I'm not going to continue to try and sell you on this card as I'm sure that you already intend to watch it (or at least follow up on its results) if you are reading this. I'll just shut up at this point and let you get to what it is you want to know... if you haven't skipped this part already.

#11 Antonio Rodrigo Nogueira (34-8-1) vs. #9 Roy Nelson (19-9), Heavyweight

Its hard to state what exactly is at stake here (besides pride of course). At 37, Nogueira is approaching the end of his legendary career and it may surprise many to learn Nelson is just a few weeks younger than Minotauro. Neither has any realistic title aspirations, but it should still be a fun fight as both are considered to be top of the line when it comes to BJJ amongst the heavyweights.

Nogueira doesn't have a lot left in the tank, which shouldn't come as much of a surprise considering all of the beatings that his body has taken over the years. He can't take punishment the way that he used to, but he is still savvy enough to pull out a victory or two that you would think that he has no business winning. Still, I'm of the opinion that the sooner that Minotauro retires the better as he doesn't seem to realize what his body can reasonably withstand. Remember his broken arm at the hands of Frank Mir? I don't think he realizes when he should call it good.
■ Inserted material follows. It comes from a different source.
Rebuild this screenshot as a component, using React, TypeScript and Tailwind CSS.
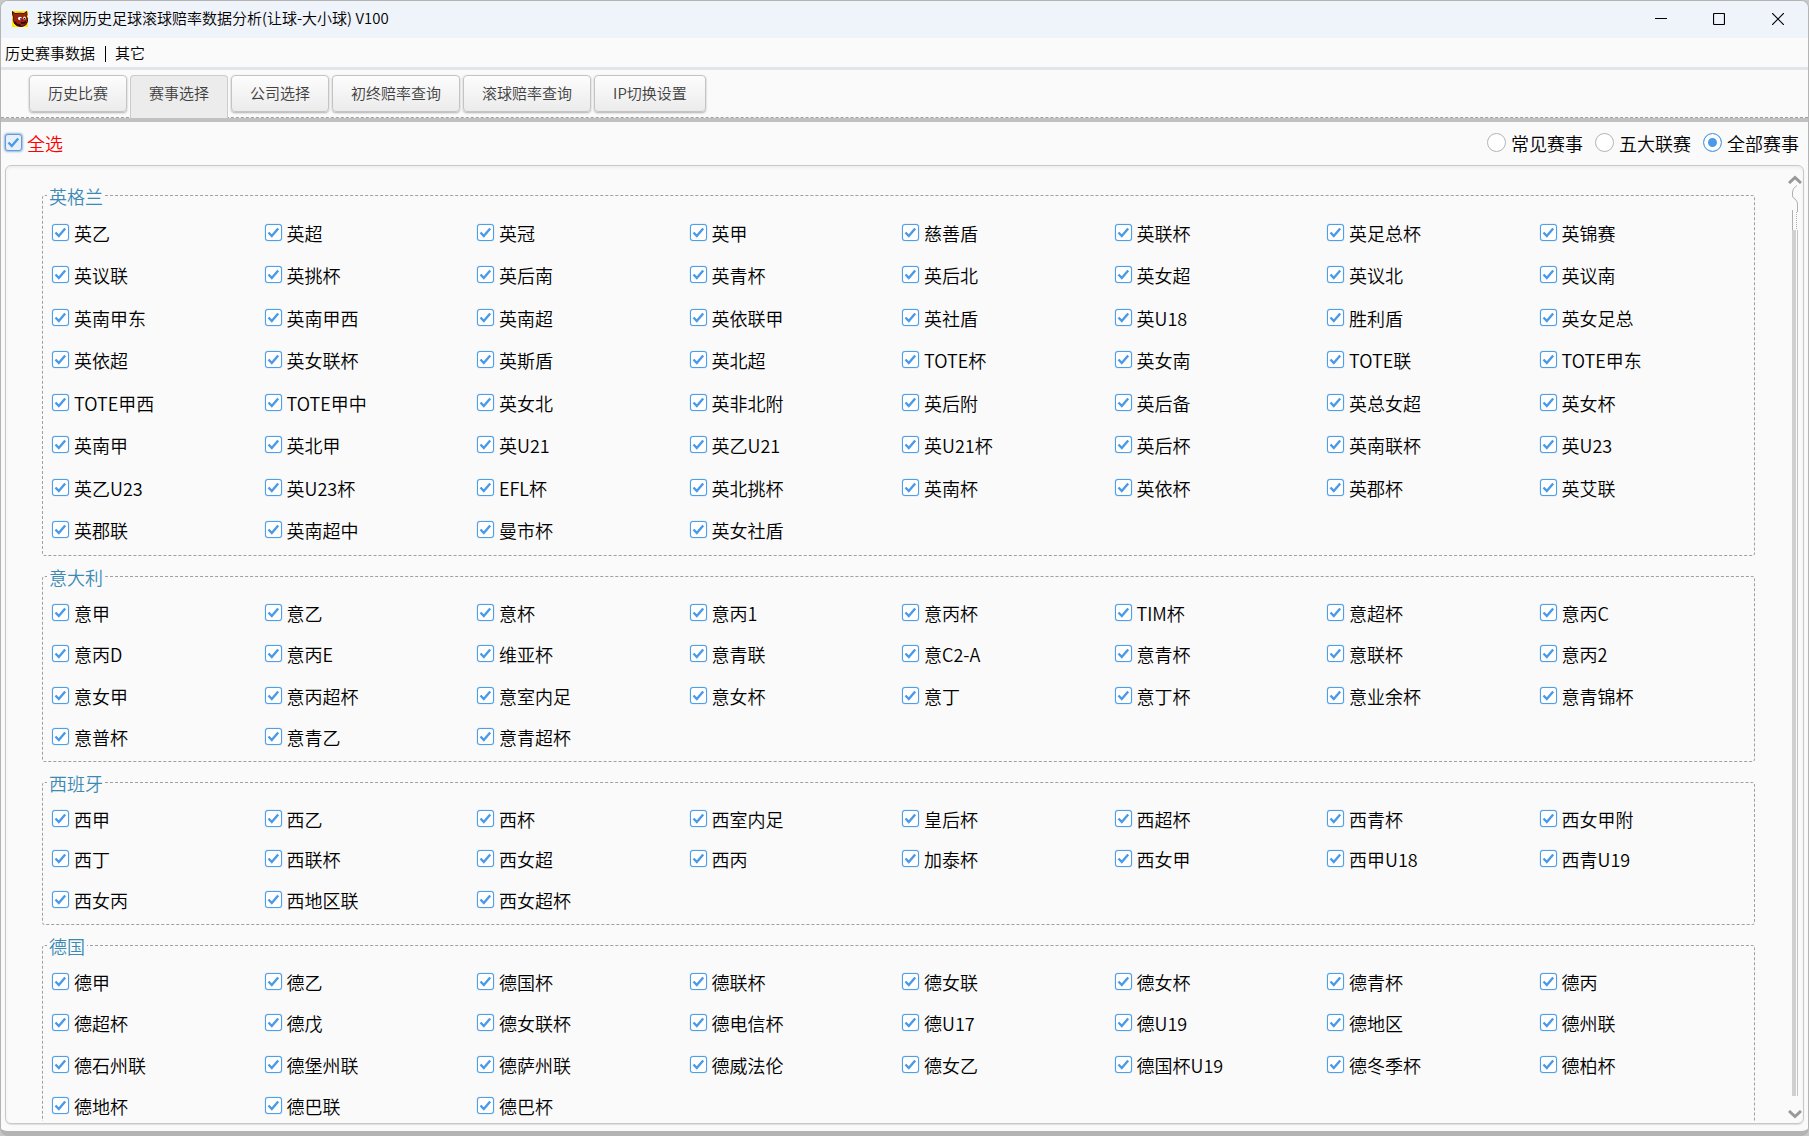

Nelson has a lot more mileage left considering his worst enemy is cheeseburgers as opposed to Bob Sapp dropping him on his head. Nelson can beat anyone with a single punch as he has enough cannon fire in his fists to drop an elephant. The question is whether he can catch them before he gasses. The last time he dropped two in a row (a streak he is riding right now) he dropped another legend in Mirko Cro Cop to get back on track. Foreshadowing?
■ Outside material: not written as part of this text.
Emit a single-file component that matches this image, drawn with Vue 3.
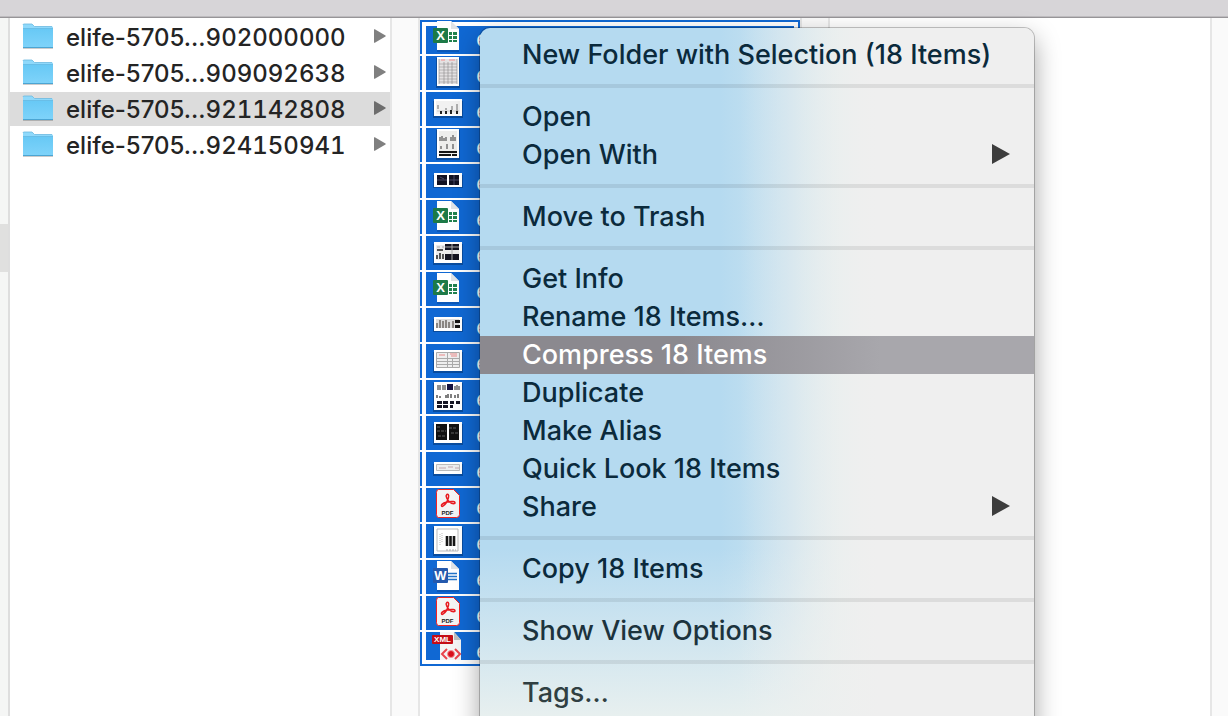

Everyone knows about Nogueira's vaunted BJJ and his ability to secure a submission after receiving a beating that would make Jack Bauer talk as he did so against Sapp, Cro Cop, and Tim Sylvia. It is what has made him Minotauro and its the only part of his game that seems to be done with any amount of speed. He'll grab a hold of a limb and take a beating to secure a tap out from his opponent, which displays tenacity, but also could be a poor strategy at this stage. In order to get the fight to the ground, he utilizes judo trips from the clinch as his wrestling is quite poor. Good thing for him that Nelson's wrestling sucks too.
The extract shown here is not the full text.